> **Problem details**
Exclude images, then output the remaining data verbatim.
__________________________________________________
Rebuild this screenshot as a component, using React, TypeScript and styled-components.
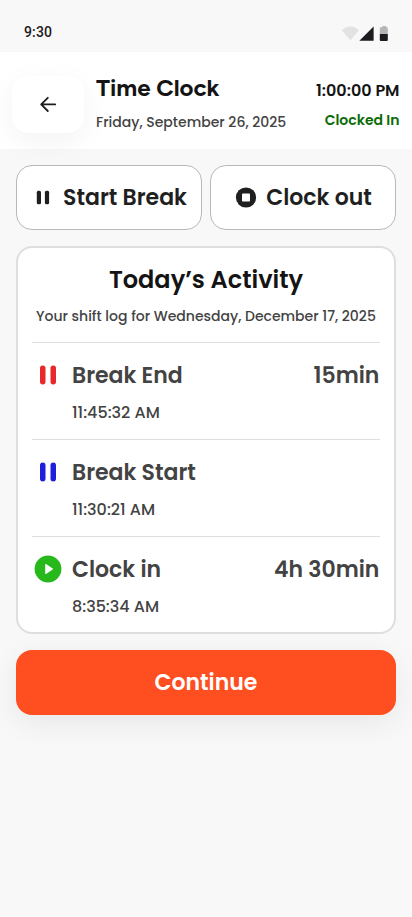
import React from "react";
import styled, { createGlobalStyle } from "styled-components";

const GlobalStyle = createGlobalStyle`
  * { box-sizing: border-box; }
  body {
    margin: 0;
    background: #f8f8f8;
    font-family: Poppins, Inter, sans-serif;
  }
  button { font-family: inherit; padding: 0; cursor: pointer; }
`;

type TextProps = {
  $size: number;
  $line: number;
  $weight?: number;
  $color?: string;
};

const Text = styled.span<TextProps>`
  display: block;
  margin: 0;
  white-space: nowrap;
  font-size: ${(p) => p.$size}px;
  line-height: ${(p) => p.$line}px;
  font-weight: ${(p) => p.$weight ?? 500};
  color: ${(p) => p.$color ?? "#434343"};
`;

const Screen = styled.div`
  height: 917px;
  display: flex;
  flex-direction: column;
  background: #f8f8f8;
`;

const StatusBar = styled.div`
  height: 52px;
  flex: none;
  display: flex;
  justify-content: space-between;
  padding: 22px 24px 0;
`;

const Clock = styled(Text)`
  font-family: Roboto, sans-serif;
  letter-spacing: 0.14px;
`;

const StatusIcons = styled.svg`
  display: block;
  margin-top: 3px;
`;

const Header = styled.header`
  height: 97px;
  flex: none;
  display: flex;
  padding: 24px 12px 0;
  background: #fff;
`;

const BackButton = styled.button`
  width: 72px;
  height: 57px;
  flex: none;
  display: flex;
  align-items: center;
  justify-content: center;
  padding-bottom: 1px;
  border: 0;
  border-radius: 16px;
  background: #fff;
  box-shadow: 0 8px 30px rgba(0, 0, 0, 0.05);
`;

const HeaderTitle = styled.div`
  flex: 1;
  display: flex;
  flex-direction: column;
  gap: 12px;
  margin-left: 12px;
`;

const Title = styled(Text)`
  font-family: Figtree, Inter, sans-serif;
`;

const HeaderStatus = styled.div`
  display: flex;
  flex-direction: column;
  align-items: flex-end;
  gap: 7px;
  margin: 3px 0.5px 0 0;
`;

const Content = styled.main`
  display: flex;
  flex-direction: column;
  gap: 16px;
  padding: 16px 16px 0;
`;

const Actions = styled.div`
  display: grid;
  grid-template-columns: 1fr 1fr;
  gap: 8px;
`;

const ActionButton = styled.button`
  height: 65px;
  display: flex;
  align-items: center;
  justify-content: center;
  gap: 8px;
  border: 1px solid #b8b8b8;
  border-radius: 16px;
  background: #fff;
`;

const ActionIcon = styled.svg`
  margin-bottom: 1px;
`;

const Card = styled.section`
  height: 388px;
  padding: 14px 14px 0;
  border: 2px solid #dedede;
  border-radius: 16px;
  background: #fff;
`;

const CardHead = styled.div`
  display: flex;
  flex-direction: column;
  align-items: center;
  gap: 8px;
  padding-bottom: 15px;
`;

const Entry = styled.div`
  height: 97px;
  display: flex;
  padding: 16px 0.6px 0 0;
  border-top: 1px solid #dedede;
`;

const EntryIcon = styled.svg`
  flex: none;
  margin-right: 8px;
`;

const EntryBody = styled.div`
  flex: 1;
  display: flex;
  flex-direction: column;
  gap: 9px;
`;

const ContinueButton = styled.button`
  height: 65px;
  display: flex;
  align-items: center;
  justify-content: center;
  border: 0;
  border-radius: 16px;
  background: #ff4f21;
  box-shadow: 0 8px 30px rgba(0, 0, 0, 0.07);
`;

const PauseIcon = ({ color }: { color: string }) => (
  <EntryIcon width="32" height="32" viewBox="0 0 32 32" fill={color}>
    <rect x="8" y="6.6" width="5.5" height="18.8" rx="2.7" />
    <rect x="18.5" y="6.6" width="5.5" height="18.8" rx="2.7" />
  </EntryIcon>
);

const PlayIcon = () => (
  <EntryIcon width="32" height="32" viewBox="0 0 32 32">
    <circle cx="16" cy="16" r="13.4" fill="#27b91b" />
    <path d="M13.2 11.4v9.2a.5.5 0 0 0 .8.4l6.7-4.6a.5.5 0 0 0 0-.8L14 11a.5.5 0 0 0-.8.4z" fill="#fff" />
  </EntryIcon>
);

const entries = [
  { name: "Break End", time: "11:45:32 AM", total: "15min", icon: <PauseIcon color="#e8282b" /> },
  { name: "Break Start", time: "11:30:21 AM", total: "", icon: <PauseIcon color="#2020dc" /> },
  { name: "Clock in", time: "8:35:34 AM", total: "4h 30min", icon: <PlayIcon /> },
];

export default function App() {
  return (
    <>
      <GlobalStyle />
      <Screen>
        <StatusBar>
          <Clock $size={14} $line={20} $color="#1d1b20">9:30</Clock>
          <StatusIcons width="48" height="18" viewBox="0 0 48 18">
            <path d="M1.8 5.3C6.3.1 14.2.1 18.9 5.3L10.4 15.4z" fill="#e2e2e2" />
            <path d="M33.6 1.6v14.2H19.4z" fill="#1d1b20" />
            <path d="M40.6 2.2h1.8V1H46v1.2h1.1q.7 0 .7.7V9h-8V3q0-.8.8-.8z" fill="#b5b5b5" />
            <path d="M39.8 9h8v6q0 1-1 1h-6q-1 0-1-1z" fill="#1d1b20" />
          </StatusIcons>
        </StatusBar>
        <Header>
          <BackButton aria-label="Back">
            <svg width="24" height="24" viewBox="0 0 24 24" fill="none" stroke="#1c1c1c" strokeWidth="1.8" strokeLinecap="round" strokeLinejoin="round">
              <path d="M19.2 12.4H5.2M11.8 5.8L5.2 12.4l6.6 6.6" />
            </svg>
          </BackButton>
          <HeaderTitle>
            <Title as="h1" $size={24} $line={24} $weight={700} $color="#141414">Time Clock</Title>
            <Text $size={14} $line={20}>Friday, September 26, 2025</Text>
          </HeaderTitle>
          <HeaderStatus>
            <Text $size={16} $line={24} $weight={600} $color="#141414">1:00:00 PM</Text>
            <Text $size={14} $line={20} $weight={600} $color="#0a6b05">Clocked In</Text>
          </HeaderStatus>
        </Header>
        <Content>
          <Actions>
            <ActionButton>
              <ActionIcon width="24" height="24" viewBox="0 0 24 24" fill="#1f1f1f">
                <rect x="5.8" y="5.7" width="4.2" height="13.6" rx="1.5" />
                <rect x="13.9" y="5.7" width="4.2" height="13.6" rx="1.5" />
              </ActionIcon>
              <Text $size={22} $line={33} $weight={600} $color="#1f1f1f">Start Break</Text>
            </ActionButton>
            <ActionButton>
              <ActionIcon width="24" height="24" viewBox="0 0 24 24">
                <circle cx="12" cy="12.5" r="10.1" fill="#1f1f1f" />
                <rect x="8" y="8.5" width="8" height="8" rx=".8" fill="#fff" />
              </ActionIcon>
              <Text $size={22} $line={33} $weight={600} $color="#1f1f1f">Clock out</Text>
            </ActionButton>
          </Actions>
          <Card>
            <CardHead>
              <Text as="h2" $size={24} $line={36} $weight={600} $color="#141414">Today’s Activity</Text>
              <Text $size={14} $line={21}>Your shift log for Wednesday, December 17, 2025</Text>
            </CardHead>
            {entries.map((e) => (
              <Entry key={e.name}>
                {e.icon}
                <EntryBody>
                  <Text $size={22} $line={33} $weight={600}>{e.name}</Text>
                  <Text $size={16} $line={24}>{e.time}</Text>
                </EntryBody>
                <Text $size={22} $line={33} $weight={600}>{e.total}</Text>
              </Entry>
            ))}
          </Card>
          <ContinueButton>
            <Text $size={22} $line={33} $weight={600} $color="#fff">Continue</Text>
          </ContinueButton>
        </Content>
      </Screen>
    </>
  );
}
__________________________________________________
> **Task solution**
Rebuild this screenshot as a component, using React, TypeScript and styled-components.
import React from "react";
import styled, { createGlobalStyle } from "styled-components";

const GlobalStyle = createGlobalStyle`
  * { box-sizing: border-box; }
  body {
    margin: 0;
    background: #f8f8f8;
    font-family: Poppins, Inter, sans-serif;
  }
  button { font-family: inherit; padding: 0; cursor: pointer; }
`;

type TextProps = {
  $size: number;
  $line: number;
  $weight?: number;
  $color?: string;
};

const Text = styled.span<TextProps>`
  display: block;
  margin: 0;
  white-space: nowrap;
  font-size: ${(p) => p.$size}px;
  line-height: ${(p) => p.$line}px;
  font-weight: ${(p) => p.$weight ?? 500};
  color: ${(p) => p.$color ?? "#434343"};
`;

const Screen = styled.div`
  height: 917px;
  display: flex;
  flex-direction: column;
  background: #f8f8f8;
`;

const StatusBar = styled.div`
  height: 52px;
  flex: none;
  display: flex;
  justify-content: space-between;
  padding: 22px 24px 0;
`;

const Clock = styled(Text)`
  font-family: Roboto, sans-serif;
  letter-spacing: 0.14px;
`;

const StatusIcons = styled.svg`
  display: block;
  margin-top: 3px;
`;

const Header = styled.header`
  height: 97px;
  flex: none;
  display: flex;
  padding: 24px 12px 0;
  background: #fff;
`;

const BackButton = styled.button`
  width: 72px;
  height: 57px;
  flex: none;
  display: flex;
  align-items: center;
  justify-content: center;
  padding-bottom: 1px;
  border: 0;
  border-radius: 16px;
  background: #fff;
  box-shadow: 0 8px 30px rgba(0, 0, 0, 0.05);
`;

const HeaderTitle = styled.div`
  flex: 1;
  display: flex;
  flex-direction: column;
  gap: 12px;
  margin-left: 12px;
`;

const Title = styled(Text)`
  font-family: Figtree, Inter, sans-serif;
`;

const HeaderStatus = styled.div`
  display: flex;
  flex-direction: column;
  align-items: flex-end;
  gap: 7px;
  margin: 3px 0.5px 0 0;
`;

const Content = styled.main`
  display: flex;
  flex-direction: column;
  gap: 16px;
  padding: 16px 16px 0;
`;

const Actions = styled.div`
  display: grid;
  grid-template-columns: 1fr 1fr;
  gap: 8px;
`;

const ActionButton = styled.button`
  height: 65px;
  display: flex;
  align-items: center;
  justify-content: center;
  gap: 8px;
  border: 1px solid #b8b8b8;
  border-radius: 16px;
  background: #fff;
`;

const ActionIcon = styled.svg`
  margin-bottom: 1px;
`;

const Card = styled.section`
  height: 388px;
  padding: 14px 14px 0;
  border: 2px solid #dedede;
  border-radius: 16px;
  background: #fff;
`;

const CardHead = styled.div`
  display: flex;
  flex-direction: column;
  align-items: center;
  gap: 8px;
  padding-bottom: 15px;
`;

const Entry = styled.div`
  height: 97px;
  display: flex;
  padding: 16px 0.6px 0 0;
  border-top: 1px solid #dedede;
`;

const EntryIcon = styled.svg`
  flex: none;
  margin-right: 8px;
`;

const EntryBody = styled.div`
  flex: 1;
  display: flex;
  flex-direction: column;
  gap: 9px;
`;

const ContinueButton = styled.button`
  height: 65px;
  display: flex;
  align-items: center;
  justify-content: center;
  border: 0;
  border-radius: 16px;
  background: #ff4f21;
  box-shadow: 0 8px 30px rgba(0, 0, 0, 0.07);
`;

const PauseIcon = ({ color }: { color: string }) => (
  <EntryIcon width="32" height="32" viewBox="0 0 32 32" fill={color}>
    <rect x="8" y="6.6" width="5.5" height="18.8" rx="2.7" />
    <rect x="18.5" y="6.6" width="5.5" height="18.8" rx="2.7" />
  </EntryIcon>
);

const PlayIcon = () => (
  <EntryIcon width="32" height="32" viewBox="0 0 32 32">
    <circle cx="16" cy="16" r="13.4" fill="#27b91b" />
    <path d="M13.2 11.4v9.2a.5.5 0 0 0 .8.4l6.7-4.6a.5.5 0 0 0 0-.8L14 11a.5.5 0 0 0-.8.4z" fill="#fff" />
  </EntryIcon>
);

const entries = [
  { name: "Break End", time: "11:45:32 AM", total: "15min", icon: <PauseIcon color="#e8282b" /> },
  { name: "Break Start", time: "11:30:21 AM", total: "", icon: <PauseIcon color="#2020dc" /> },
  { name: "Clock in", time: "8:35:34 AM", total: "4h 30min", icon: <PlayIcon /> },
];

export default function App() {
  return (
    <>
      <GlobalStyle />
      <Screen>
        <StatusBar>
          <Clock $size={14} $line={20} $color="#1d1b20">9:30</Clock>
          <StatusIcons width="48" height="18" viewBox="0 0 48 18">
            <path d="M1.8 5.3C6.3.1 14.2.1 18.9 5.3L10.4 15.4z" fill="#e2e2e2" />
            <path d="M33.6 1.6v14.2H19.4z" fill="#1d1b20" />
            <path d="M40.6 2.2h1.8V1H46v1.2h1.1q.7 0 .7.7V9h-8V3q0-.8.8-.8z" fill="#b5b5b5" />
            <path d="M39.8 9h8v6q0 1-1 1h-6q-1 0-1-1z" fill="#1d1b20" />
          </StatusIcons>
        </StatusBar>
        <Header>
          <BackButton aria-label="Back">
            <svg width="24" height="24" viewBox="0 0 24 24" fill="none" stroke="#1c1c1c" strokeWidth="1.8" strokeLinecap="round" strokeLinejoin="round">
              <path d="M19.2 12.4H5.2M11.8 5.8L5.2 12.4l6.6 6.6" />
            </svg>
          </BackButton>
          <HeaderTitle>
            <Title as="h1" $size={24} $line={24} $weight={700} $color="#141414">Time Clock</Title>
            <Text $size={14} $line={20}>Friday, September 26, 2025</Text>
          </HeaderTitle>
          <HeaderStatus>
            <Text $size={16} $line={24} $weight={600} $color="#141414">1:00:00 PM</Text>
            <Text $size={14} $line={20} $weight={600} $color="#0a6b05">Clocked In</Text>
          </HeaderStatus>
        </Header>
        <Content>
          <Actions>
            <ActionButton>
              <ActionIcon width="24" height="24" viewBox="0 0 24 24" fill="#1f1f1f">
                <rect x="5.8" y="5.7" width="4.2" height="13.6" rx="1.5" />
                <rect x="13.9" y="5.7" width="4.2" height="13.6" rx="1.5" />
              </ActionIcon>
              <Text $size={22} $line={33} $weight={600} $color="#1f1f1f">Start Break</Text>
            </ActionButton>
            <ActionButton>
              <ActionIcon width="24" height="24" viewBox="0 0 24 24">
                <circle cx="12" cy="12.5" r="10.1" fill="#1f1f1f" />
                <rect x="8" y="8.5" width="8" height="8" rx=".8" fill="#fff" />
              </ActionIcon>
              <Text $size={22} $line={33} $weight={600} $color="#1f1f1f">Clock out</Text>
            </ActionButton>
          </Actions>
          <Card>
            <CardHead>
              <Text as="h2" $size={24} $line={36} $weight={600} $color="#141414">Today’s Activity</Text>
              <Text $size={14} $line={21}>Your shift log for Wednesday, December 17, 2025</Text>
            </CardHead>
            {entries.map((e) => (
              <Entry key={e.name}>
                {e.icon}
                <EntryBody>
                  <Text $size={22} $line={33} $weight={600}>{e.name}</Text>
                  <Text $size={16} $line={24}>{e.time}</Text>
                </EntryBody>
                <Text $size={22} $line={33} $weight={600}>{e.total}</Text>
              </Entry>
            ))}
          </Card>
          <ContinueButton>
            <Text $size={22} $line={33} $weight={600} $color="#fff">Continue</Text>
          </ContinueButton>
        </Content>
      </Screen>
    </>
  );
}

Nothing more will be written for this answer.